Son dönemde izlediğim en kötü Galatasaray'dı bugün izlediğim takım. Sahada neyi niçin yaptığını bilmeyen beşler izledik, farklı farklı kombinasyonlarda. Oyuncu kalitesi ile de maçı kazanmayı başardık. Jia Perkins çıkıp Botaş maçını kazandırabilir aynı şekilde Leuchenka da. Ama haftaiçi oynanacak maçı kazandıracak düzeyde değil hiçbir yabancımız. Sezonun ilk maçı tabii ki eksikler olacak, takım birbirini tanıyacak, zaman lazım vs klişelerini bir yana bırakırsak eğer Galatasaray bugün isimli oyuncuları ile ve tecrübesi ile maçı kazanmıştır. Maçın benim penceremden özeti budur. Sophia yoktu, Katie gelmedi yalanlarının arkasına da saklanmamak lazım.

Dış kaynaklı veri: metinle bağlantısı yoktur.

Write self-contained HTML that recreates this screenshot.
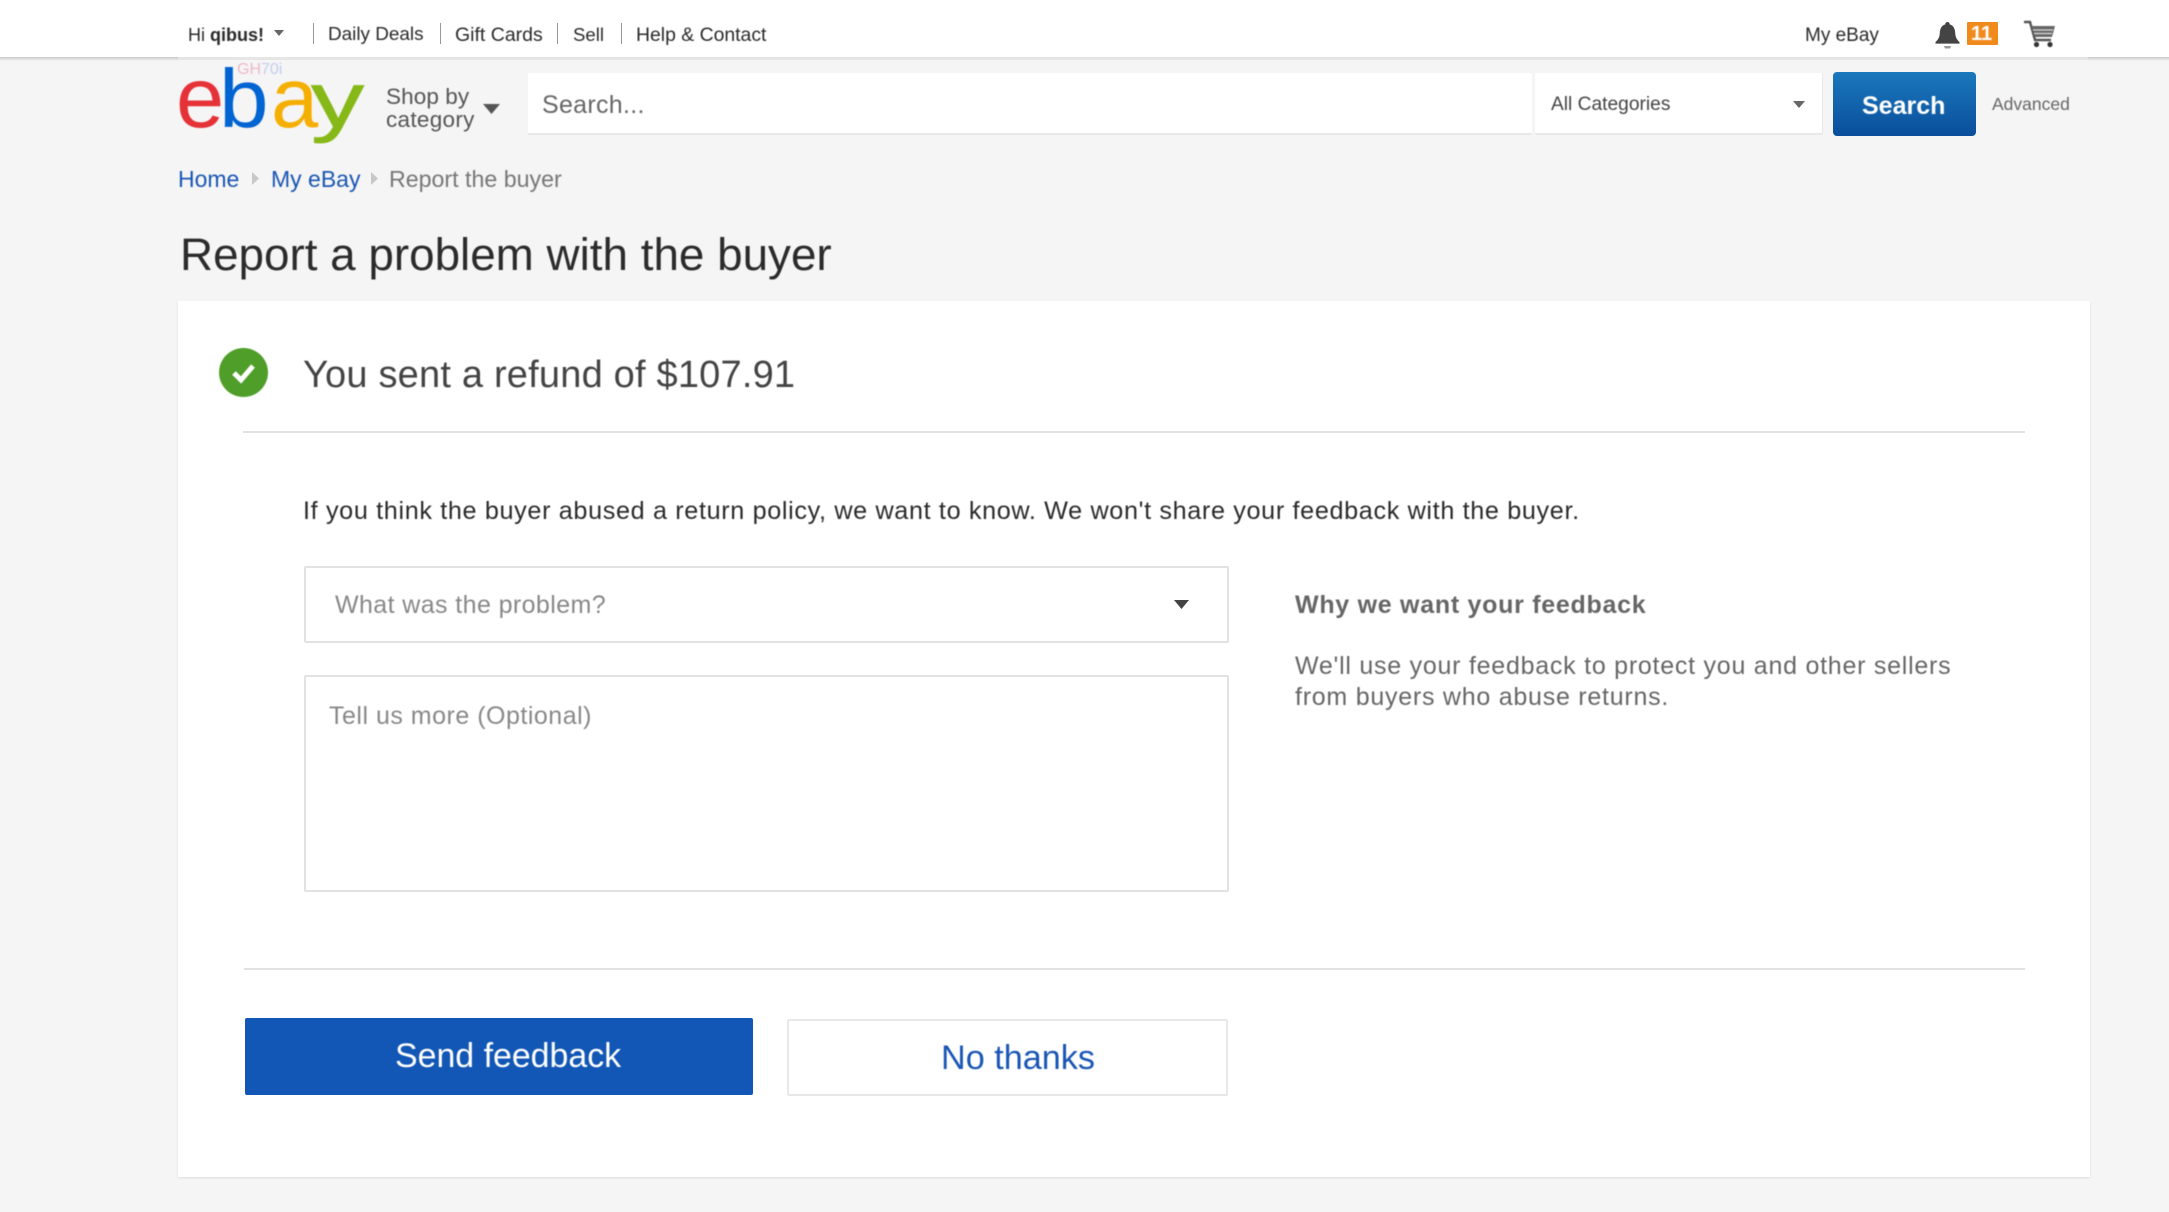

Kalaycıoğlu maç sonrasında yaptığı açıklamalara ''Taraftarımıza teşekkür ediyoruz, Işıl'a da hoşgeldin diyoruz'' diye girdiğinde ben çoktan kapatmıştım televizyonu. Popülist açıklamalara aynen devam, hız kesmeden.

2 yorum:

Adsız dedi ki...

Herhalde yazdıklarınızdan daha kötü tek birşey vardı ki sizin değinmediğiniz, gstv'nin çekimleri adeta bu lig böyle yayınlarla bitmez dedirtti.

murat dedi ki...

Yazılacak ne var ki? Yirmi kupalı antrenörümüz ve yıldız guard bu gün alkışlandı. Sayın Kalaycıoğlu oyun ile ilgili söyleyecek bir söz bulamamış olacak ki taraftara sempatik görünme maksadıyla da olsa taraftara teşekkür etti. Cem Akdağ'ın ardından sayın Kalaycıoğlu o koltuğa hiç yakışmadı.